Apakah kita akan memanggil orang-orang rasis dan bias kelas ini Kezia atau Jossie atau Natalia ke depannya?
Isu yang Lebih Penting Dikritisi: Sampai Mana “Representation Matters” Telah Berhasil?
Sebetulnya, ketimbang mengkritisi diversity yang mulai berjalan di Hollywood, energi kita bisa dipakai untuk menyoroti tingkah problematik lainnya Disney dan perusahaan raksasa serupa. Dalam upaya mereka memberikan tontonan beragam, perusahaan-perusahaan ini sering kali menjual slogan “representation matters” dalam film-film yang mereka produksi.
Baca juga: Janji Surga Lewat Poligami dalam ‘Keep Sweet: Pray and Obey’
Upaya itu diwujudkan dalam bentuk meng-casting aktor-aktor kulit hitam dan berwarna (BIPOC) jadi karakter utama. Seperti yang dilakukan Disney dalam The Little Mermaid. Namun, yang tak banyak orang sadar, alih-alih memproduksi cerita baru yang memang ditulis, diproduksi, dan mempekerjakan orang-orang minoritas, Disney lebih sering melakukan reboot atau remake.
Memproduksi ulang film-film lama mereka adalah strategi bisnis yang baik, karena mereka bida mengeksploitasi intelectual property (IP) sendiri sehingga lebih hemat, sekaligus lebih menguntungkan. Ketimbang membuat cerita-cerita baru yang lebih beragam dan memang dibikin oleh para kreator minoritas.
Gagasan “representation matters” juga sebetulnya bermasalah, karena tetap melakukan penyaringan dalam prosesnya. Orang-orang minoritas yang dipilih jadi pemeran utama, misalnya, cuma dipilih untuk menggenapi kuota keberagaman yang telah ditentukan. Cerita-cerita yang diproduksi juga sering kali masih memakai white gaze sebagai minoritas, sehingga penggambaran orang-orang minoritas tetap jadi yang dipinggirkan, dianiaya, atau menderita.
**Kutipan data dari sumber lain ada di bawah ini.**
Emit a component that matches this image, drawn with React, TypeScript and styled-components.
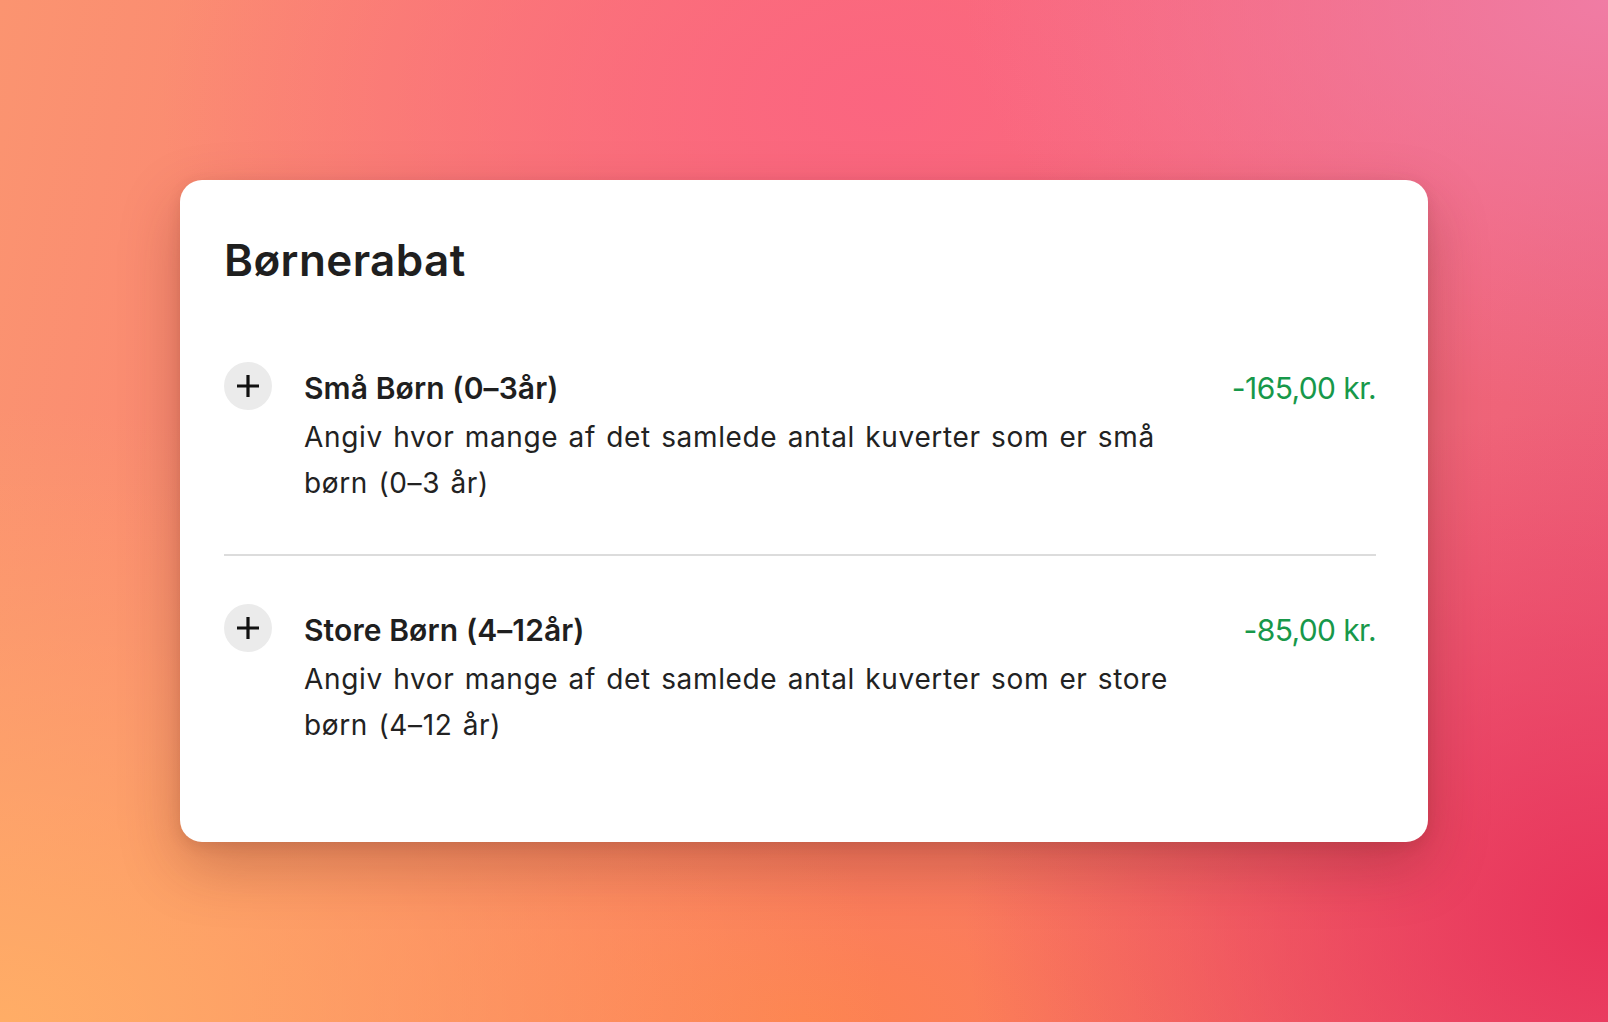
import { FC } from "react";
import styled, { createGlobalStyle } from "styled-components";

const GlobalStyle = createGlobalStyle`
  html, body, #root {
    margin: 0;
    padding: 0;
    height: 100%;
  }
  body {
    font-family: Inter, "Noto Sans", "Liberation Sans", sans-serif;
    -webkit-font-smoothing: antialiased;
  }
`;

type Discount = {
  title: string;
  description: string;
  price: string;
};

const discounts: Discount[] = [
  {
    title: "Små Børn (0–3år)",
    description:
      "Angiv hvor mange af det samlede antal kuverter som er små børn (0–3 år)",
    price: "-165,00 kr.",
  },
  {
    title: "Store Børn (4–12år)",
    description:
      "Angiv hvor mange af det samlede antal kuverter som er store børn (4–12 år)",
    price: "-85,00 kr.",
  },
];

const PlusIcon: FC = () => (
  <svg width="24" height="24" viewBox="0 0 24 24" fill="none">
    <path d="M12 1v22M1 12h22" stroke="#111" strokeWidth="3.2" />
  </svg>
);

const DiscountRow: FC<Discount> = ({ title, description, price }) => (
  <Row>
    <AddButton type="button" aria-label={`Tilføj ${title}`}>
      <PlusIcon />
    </AddButton>
    <RowText>
      <RowTitle>{title}</RowTitle>
      <RowDescription>{description}</RowDescription>
    </RowText>
    <Price>{price}</Price>
  </Row>
);

export default function App() {
  return (
    <>
      <GlobalStyle />
      <Backdrop>
        <Card>
          <Heading>Børnerabat</Heading>
          <List>
            {discounts.map((d) => (
              <DiscountRow key={d.title} {...d} />
            ))}
          </List>
        </Card>
      </Backdrop>
    </>
  );
}

const Backdrop = styled.div`
  width: 100%;
  min-height: 100vh;
  display: flex;
  align-items: center;
  justify-content: center;
  background:
    radial-gradient(ellipse 55% 60% at 0% 100%, #ffad66 0%, rgba(255, 173, 102, 0) 100%),
    radial-gradient(ellipse 40% 50% at 100% 90%, #e8335a 0%, rgba(232, 51, 90, 0) 100%),
    radial-gradient(ellipse 40% 40% at 100% 0%, #f07ca4 0%, rgba(240, 124, 164, 0) 100%),
    radial-gradient(ellipse 45% 45% at 55% 10%, #fb6580 0%, rgba(251, 101, 128, 0) 100%),
    radial-gradient(ellipse 55% 40% at 50% 100%, #fd8250 0%, rgba(253, 130, 80, 0) 100%),
    linear-gradient(100deg, #fb9470 0%, #fa7676 45%, #ec5f7a 100%);
`;

const Card = styled.section`
  width: 1248px;
  box-sizing: border-box;
  padding: 54px 52px 46px 44px;
  background: #fff;
  border-radius: 22px;
  box-shadow: 0 24px 60px rgba(90, 30, 20, 0.28), 0 4px 14px rgba(90, 30, 20, 0.12);
`;

const Heading = styled.h1`
  margin: 0 0 28px;
  font-size: 44px;
  line-height: 52.8px;
  font-weight: 600;
  color: #1f1f1f;
  letter-spacing: 0.4px;
`;

const List = styled.div`
  display: flex;
  flex-direction: column;
`;

const Row = styled.div`
  display: flex;
  align-items: flex-start;
  padding: 48px 0;

  & + & {
    border-top: 2px solid #dcdcdc;
  }
`;

const AddButton = styled.button`
  flex: none;
  width: 48px;
  height: 48px;
  margin-right: 32px;
  padding: 0;
  border: none;
  border-radius: 50%;
  background: #ebebeb;
  display: flex;
  align-items: center;
  justify-content: center;
  cursor: pointer;
`;

const RowText = styled.div`
  flex: 1;
  max-width: 880px;
  margin-right: 48px;
`;

const RowTitle = styled.div`
  font-size: 30px;
  line-height: 52px;
  font-weight: 600;
  color: #1f1f1f;
  letter-spacing: 0.1px;
`;

const RowDescription = styled.p`
  margin: 0;
  font-size: 28px;
  line-height: 46px;
  font-weight: 400;
  color: #222;
  letter-spacing: 0.65px;
  word-spacing: 1.8px;
`;

const Price = styled.div`
  margin-left: auto;
  flex: none;
  font-size: 30px;
  line-height: 52px;
  font-weight: 400;
  color: #17984a;
  letter-spacing: -0.6px;
`;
Jika bermimpi pun, keinginan mereka sering kali masih mirip-mirip karakter-karakter kulit putih di film-film kulit putih yang sudah pernah dibikin.
Representation matters juga menciptakan ilusi “yang boleh tampil” di media. Maksudnya, karena slot atau pun ruang yang sebetulnya tetap terbatas, orang-orang minoritas harus bersaing dengan sesamanya untuk mendapat pengakuan dari industri (yang pembuat keputusan/kebijakannya) masih dikuasai orang-orang kulit putih.